Saturday 24 August 2019

Brendan O'Connor: 'Zombie Leo meets the people'

Leo Varadkar (Niall Carson/PA)
Leo Varadkar (Niall Carson/PA)
Brendan O'Connor

Brendan O'Connor

Once seen, it can never be unseen. It's one of the most uncomfortable things you'll ever watch, like a particularly cringey scene from The Office multiplied by 10. It makes David Brent look like George Clooney. It actually makes Enda Kenny high-fiving his way around the country on election campaigns seem rather dignified and sophisticated. It almost makes Enda's air guitar moment at Bruce look cool.

Leo admits he's not great at the whole campaigning thing of talking to strangers. He's a guy who thinks it's weird to go to funerals of people you don't know. In other words, Leo is a person who thinks too much for election campaigns - too much self-awareness, or self-consciousness. And Leo never really had to campaign beyond his local hood of Castleknock and environs. He is a Taoiseach who has never had to win an election. He barely had to campaign to become leader of Fine Gael. Murph and co had the numbers all sewn up practically before Leo announced.

But last week, Leo had to go down the country and face the real people of Ireland. Cork was, to put it kindly, a disaster. He was called names - 'Vegan', there were tractors, bulls, meetings disrupted. It all came as a bit of a shock to him.

Imagine his relief then, when he hit Limerick, and he saw a busker, playing modern music. Here was something a modern Taoiseach could relate to.

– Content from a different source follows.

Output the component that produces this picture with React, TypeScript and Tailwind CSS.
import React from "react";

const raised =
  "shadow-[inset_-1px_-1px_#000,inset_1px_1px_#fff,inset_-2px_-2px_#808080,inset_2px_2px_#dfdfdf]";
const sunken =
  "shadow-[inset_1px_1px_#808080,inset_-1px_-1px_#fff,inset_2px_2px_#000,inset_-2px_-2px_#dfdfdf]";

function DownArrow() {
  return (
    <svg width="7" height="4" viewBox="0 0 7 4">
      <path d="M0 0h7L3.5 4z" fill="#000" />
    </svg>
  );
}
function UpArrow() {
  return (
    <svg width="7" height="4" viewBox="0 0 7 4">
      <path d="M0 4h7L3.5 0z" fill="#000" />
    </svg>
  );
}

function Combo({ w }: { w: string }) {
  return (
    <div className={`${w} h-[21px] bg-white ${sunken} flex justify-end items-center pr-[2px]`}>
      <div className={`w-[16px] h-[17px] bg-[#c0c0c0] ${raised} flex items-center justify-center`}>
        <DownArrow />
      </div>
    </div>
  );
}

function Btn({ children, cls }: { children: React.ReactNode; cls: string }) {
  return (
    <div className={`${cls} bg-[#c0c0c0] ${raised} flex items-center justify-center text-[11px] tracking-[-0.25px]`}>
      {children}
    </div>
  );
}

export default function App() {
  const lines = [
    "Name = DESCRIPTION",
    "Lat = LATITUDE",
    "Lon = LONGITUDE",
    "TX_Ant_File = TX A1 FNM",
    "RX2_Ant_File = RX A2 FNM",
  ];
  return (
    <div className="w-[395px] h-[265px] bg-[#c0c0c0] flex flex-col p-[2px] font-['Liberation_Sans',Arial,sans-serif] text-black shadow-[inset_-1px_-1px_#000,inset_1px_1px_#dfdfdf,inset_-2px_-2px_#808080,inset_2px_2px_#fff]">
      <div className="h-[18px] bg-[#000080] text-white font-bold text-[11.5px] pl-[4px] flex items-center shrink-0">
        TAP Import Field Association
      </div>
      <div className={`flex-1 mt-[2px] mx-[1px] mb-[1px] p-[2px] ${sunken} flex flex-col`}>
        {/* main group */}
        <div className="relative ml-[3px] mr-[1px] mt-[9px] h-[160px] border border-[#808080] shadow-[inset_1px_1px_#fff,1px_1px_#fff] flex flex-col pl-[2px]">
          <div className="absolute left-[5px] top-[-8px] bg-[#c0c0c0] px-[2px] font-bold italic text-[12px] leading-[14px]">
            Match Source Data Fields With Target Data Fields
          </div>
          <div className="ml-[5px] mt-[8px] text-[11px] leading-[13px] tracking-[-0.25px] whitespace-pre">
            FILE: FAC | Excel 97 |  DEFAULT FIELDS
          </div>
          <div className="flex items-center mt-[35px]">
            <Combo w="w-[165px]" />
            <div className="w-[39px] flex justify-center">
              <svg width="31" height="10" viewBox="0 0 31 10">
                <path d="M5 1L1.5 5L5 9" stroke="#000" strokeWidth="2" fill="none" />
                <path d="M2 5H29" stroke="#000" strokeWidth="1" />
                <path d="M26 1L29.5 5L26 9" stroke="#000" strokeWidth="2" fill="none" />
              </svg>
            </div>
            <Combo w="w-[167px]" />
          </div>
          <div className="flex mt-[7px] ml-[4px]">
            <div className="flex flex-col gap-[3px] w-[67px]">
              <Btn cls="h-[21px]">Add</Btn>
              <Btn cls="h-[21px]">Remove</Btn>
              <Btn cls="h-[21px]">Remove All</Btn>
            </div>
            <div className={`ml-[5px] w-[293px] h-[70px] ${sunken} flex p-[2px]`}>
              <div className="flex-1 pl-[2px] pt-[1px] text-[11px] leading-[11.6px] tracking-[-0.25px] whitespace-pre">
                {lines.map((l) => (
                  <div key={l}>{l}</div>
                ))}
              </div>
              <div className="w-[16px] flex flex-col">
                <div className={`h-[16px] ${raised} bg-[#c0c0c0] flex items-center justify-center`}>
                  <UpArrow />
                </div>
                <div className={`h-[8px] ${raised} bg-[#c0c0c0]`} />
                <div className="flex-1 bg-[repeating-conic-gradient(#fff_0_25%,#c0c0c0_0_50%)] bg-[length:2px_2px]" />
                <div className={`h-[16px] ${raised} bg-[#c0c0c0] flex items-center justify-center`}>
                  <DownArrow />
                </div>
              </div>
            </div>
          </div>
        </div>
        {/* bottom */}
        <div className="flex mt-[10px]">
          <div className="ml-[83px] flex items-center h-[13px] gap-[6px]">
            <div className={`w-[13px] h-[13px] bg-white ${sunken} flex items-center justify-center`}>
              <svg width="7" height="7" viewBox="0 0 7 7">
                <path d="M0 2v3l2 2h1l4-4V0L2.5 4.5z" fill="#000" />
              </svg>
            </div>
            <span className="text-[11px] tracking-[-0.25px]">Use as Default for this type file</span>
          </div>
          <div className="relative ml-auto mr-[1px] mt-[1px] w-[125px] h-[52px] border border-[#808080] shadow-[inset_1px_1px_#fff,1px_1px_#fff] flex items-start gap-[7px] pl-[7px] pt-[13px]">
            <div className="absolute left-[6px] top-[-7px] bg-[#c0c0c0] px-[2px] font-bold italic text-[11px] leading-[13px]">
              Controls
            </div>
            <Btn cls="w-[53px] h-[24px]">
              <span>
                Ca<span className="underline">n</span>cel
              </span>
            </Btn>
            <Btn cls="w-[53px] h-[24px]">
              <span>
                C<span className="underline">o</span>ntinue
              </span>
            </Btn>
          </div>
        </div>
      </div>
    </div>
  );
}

So over he went, flanked by Sean Kelly MEP, with whom Leo probably doesn't have much in common. The first thing you'll notice is the fixed grin plastered on Leo's face, trying to convince us, and himself, that he is enjoying this. And then, horror of horrors, as the busker James McKelvey sings Zombie by The Cranberries, Leo joins in.

You had to wonder if the real Leo had been replaced by some kind of zombie Enda Kenny. But that's not the really bad bit. The really bad bit is what happens when the song ends. Leo turns to the busker and tells him he's good. "And I don't do bulls**t," says Leo.

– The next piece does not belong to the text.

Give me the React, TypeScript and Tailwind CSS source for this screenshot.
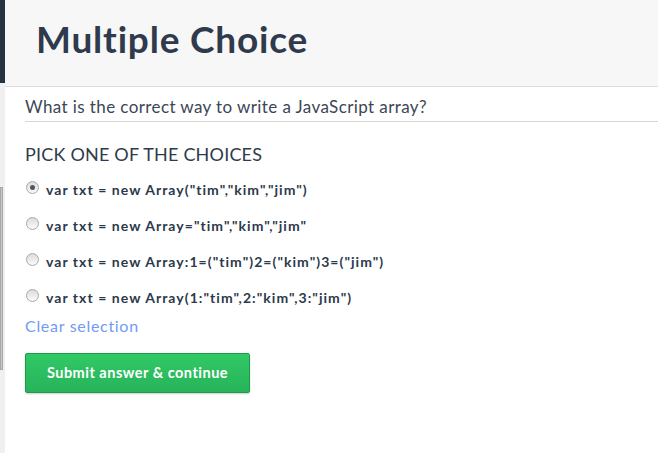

Now that is a very debatable statement. Ruth Morrissey for one, who ended up in court despite Leo promising that she - or women like her - never would, might disagree. Indeed, there are a list of people who might disagree, from children living in hotels to bereaved families in Waterford.

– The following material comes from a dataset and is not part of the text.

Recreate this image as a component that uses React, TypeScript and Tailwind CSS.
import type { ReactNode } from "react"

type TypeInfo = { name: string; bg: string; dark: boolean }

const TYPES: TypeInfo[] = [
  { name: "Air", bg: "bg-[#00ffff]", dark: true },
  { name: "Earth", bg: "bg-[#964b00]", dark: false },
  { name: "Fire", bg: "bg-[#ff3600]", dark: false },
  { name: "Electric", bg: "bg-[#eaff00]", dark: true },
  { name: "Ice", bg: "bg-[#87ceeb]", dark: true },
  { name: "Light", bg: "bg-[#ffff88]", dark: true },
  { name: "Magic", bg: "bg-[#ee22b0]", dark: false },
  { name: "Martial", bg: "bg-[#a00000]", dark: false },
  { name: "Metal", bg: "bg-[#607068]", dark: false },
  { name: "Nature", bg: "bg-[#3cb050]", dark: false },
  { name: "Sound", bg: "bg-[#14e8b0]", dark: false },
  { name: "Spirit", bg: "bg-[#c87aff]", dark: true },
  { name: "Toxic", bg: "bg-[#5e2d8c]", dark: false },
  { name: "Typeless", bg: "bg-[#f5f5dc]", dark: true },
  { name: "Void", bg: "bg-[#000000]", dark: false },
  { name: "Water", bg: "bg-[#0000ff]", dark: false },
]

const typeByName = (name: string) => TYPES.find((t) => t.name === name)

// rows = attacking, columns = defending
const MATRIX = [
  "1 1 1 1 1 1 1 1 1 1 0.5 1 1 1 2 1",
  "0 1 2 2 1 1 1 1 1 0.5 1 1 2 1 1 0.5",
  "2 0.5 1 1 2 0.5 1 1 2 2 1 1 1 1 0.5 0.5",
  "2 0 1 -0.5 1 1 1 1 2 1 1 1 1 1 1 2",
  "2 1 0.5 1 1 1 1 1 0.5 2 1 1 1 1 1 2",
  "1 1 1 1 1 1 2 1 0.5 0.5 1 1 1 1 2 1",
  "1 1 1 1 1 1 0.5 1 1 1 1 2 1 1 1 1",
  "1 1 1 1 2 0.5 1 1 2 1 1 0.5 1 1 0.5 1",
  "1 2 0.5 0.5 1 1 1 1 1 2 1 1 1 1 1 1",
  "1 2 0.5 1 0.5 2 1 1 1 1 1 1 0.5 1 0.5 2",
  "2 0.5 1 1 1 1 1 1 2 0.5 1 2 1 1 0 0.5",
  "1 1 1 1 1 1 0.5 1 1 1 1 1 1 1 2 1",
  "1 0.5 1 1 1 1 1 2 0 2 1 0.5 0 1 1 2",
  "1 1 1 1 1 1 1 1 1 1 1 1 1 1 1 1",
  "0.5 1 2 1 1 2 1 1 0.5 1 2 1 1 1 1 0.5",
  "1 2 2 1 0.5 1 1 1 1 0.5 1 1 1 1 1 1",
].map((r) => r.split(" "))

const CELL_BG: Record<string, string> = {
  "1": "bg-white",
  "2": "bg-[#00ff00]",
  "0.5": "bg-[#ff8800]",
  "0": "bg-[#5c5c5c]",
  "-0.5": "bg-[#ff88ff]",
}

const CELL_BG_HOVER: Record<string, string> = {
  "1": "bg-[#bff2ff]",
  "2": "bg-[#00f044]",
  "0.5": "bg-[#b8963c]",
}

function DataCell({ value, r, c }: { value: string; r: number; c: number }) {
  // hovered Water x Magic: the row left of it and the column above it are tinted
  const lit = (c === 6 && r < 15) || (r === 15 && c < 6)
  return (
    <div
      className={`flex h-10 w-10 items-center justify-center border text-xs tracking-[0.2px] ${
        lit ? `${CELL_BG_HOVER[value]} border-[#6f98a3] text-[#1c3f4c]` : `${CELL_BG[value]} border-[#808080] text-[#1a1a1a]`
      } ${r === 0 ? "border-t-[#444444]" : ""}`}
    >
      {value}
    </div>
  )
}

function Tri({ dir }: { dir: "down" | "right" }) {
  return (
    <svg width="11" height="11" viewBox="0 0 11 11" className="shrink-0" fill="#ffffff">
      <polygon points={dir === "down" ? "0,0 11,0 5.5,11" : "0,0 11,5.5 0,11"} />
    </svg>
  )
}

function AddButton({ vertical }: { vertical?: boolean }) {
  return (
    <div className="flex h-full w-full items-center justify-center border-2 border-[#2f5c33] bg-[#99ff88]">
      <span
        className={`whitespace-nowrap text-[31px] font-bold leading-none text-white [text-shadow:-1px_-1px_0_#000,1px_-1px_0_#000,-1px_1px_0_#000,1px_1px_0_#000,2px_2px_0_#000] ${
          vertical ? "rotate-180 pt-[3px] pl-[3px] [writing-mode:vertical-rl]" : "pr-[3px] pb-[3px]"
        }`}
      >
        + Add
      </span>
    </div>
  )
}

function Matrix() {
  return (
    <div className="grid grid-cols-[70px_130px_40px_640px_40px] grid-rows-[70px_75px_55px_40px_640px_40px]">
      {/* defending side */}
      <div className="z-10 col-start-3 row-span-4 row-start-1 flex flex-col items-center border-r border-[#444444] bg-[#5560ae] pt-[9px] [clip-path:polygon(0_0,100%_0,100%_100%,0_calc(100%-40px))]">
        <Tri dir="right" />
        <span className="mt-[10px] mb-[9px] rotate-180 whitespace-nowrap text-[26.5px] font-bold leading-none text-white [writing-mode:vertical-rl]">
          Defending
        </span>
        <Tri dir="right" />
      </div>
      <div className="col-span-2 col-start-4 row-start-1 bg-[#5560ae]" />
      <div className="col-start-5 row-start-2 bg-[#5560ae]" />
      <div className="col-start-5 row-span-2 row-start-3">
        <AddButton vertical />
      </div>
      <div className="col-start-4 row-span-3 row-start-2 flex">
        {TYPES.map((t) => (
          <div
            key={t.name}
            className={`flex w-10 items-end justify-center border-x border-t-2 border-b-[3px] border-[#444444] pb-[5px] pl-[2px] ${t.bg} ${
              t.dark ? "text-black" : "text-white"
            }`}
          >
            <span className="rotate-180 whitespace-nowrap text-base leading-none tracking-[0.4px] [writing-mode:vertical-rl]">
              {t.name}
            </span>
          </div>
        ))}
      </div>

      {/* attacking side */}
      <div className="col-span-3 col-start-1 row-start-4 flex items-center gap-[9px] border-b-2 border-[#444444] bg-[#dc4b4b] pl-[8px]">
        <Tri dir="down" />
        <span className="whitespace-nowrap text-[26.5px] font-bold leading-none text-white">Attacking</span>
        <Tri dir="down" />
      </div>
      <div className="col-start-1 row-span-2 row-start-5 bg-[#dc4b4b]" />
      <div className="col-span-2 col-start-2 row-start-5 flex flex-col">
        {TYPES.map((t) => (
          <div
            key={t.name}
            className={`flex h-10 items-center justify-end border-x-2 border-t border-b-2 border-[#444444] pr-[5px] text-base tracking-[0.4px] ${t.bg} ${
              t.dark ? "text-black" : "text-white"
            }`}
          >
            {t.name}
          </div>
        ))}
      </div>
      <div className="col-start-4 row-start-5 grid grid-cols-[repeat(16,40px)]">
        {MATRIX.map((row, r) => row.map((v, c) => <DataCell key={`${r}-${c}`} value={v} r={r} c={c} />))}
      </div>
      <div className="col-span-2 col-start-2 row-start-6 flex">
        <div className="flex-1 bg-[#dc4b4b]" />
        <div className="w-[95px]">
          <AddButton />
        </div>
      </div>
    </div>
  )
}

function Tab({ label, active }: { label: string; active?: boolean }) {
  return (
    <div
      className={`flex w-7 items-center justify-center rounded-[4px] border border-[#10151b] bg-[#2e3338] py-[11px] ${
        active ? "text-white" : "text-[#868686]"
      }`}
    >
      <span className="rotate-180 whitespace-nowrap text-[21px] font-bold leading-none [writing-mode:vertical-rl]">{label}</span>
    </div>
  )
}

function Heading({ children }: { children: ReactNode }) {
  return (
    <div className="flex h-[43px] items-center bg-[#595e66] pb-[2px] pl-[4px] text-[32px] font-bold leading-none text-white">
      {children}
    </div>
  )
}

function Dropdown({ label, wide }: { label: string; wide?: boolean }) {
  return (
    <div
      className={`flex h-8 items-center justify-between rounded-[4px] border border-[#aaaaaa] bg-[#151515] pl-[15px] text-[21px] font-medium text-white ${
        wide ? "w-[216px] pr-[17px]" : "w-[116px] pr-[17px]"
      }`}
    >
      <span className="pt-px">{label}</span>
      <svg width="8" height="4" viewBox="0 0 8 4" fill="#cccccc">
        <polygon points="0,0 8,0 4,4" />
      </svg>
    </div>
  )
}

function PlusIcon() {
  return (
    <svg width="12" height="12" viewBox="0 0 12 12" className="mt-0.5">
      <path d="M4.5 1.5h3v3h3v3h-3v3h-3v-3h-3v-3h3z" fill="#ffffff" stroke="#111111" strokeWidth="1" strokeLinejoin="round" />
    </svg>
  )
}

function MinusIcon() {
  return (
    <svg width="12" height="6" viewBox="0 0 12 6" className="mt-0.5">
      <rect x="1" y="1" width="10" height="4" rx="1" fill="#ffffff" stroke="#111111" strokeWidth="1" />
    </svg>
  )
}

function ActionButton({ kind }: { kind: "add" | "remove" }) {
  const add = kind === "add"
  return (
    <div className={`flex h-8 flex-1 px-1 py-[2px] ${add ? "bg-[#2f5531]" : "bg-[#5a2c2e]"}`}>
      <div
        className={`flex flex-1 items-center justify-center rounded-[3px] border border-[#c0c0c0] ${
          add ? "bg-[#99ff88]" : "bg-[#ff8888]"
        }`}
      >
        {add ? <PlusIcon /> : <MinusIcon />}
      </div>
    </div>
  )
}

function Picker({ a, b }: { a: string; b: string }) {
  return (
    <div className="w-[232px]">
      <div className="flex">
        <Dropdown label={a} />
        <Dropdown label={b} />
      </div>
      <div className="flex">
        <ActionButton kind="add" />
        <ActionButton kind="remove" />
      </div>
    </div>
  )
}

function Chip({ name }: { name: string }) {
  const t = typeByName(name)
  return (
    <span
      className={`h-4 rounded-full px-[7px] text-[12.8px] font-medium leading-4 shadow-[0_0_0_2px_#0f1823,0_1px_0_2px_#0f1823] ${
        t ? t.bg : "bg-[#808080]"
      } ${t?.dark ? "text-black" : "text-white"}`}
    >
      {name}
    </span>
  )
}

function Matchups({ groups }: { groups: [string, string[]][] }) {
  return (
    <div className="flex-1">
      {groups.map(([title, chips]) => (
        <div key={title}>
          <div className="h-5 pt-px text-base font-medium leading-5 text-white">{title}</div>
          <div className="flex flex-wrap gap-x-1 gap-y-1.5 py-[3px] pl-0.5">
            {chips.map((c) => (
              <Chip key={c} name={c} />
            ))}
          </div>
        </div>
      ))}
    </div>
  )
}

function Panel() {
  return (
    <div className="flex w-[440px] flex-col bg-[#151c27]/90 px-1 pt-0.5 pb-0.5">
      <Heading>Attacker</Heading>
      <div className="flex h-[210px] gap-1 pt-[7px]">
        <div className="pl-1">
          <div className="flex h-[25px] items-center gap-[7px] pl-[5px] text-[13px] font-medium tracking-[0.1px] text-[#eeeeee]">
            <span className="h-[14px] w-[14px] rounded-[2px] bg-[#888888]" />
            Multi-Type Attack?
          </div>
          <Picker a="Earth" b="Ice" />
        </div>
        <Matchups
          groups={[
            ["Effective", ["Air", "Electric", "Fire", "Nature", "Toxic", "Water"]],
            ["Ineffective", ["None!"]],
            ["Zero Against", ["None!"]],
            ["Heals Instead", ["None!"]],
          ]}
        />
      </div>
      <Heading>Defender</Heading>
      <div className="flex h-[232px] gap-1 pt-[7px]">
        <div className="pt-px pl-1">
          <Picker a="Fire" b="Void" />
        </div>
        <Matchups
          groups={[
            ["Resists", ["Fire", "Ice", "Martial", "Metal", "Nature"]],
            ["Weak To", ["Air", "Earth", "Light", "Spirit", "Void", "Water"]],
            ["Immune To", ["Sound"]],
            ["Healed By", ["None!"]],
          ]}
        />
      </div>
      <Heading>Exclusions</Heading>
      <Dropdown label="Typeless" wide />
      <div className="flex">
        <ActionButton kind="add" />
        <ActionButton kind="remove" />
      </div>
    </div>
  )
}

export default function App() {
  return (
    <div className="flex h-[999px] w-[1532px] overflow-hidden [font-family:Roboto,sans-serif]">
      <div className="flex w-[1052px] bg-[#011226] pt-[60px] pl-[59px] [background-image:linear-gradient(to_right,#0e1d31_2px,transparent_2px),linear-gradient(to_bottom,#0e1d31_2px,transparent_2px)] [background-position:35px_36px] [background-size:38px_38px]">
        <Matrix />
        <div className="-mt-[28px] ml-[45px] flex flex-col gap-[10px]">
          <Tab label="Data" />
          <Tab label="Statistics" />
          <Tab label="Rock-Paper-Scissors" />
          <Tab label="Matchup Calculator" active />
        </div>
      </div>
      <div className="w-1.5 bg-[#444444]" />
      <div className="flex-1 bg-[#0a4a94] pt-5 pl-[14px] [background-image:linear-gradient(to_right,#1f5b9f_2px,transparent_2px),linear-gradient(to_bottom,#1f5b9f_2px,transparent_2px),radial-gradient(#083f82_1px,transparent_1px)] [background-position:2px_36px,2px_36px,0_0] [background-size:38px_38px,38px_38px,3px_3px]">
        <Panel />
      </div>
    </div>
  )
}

But that's almost beside the point. It's the awful attempt to be the cool teacher, the boss who's just one of the guys, that is unbearable.

And, of course, it goes without saying that anyone who doesn't do bulls**t doesn't go around saying, "I don't do bulls**t". Please Leo, don't ever try and be down with the kids or a man of the people again. We know your limitations. People who like you, like you for who you are. There's no need to do this bulls**t.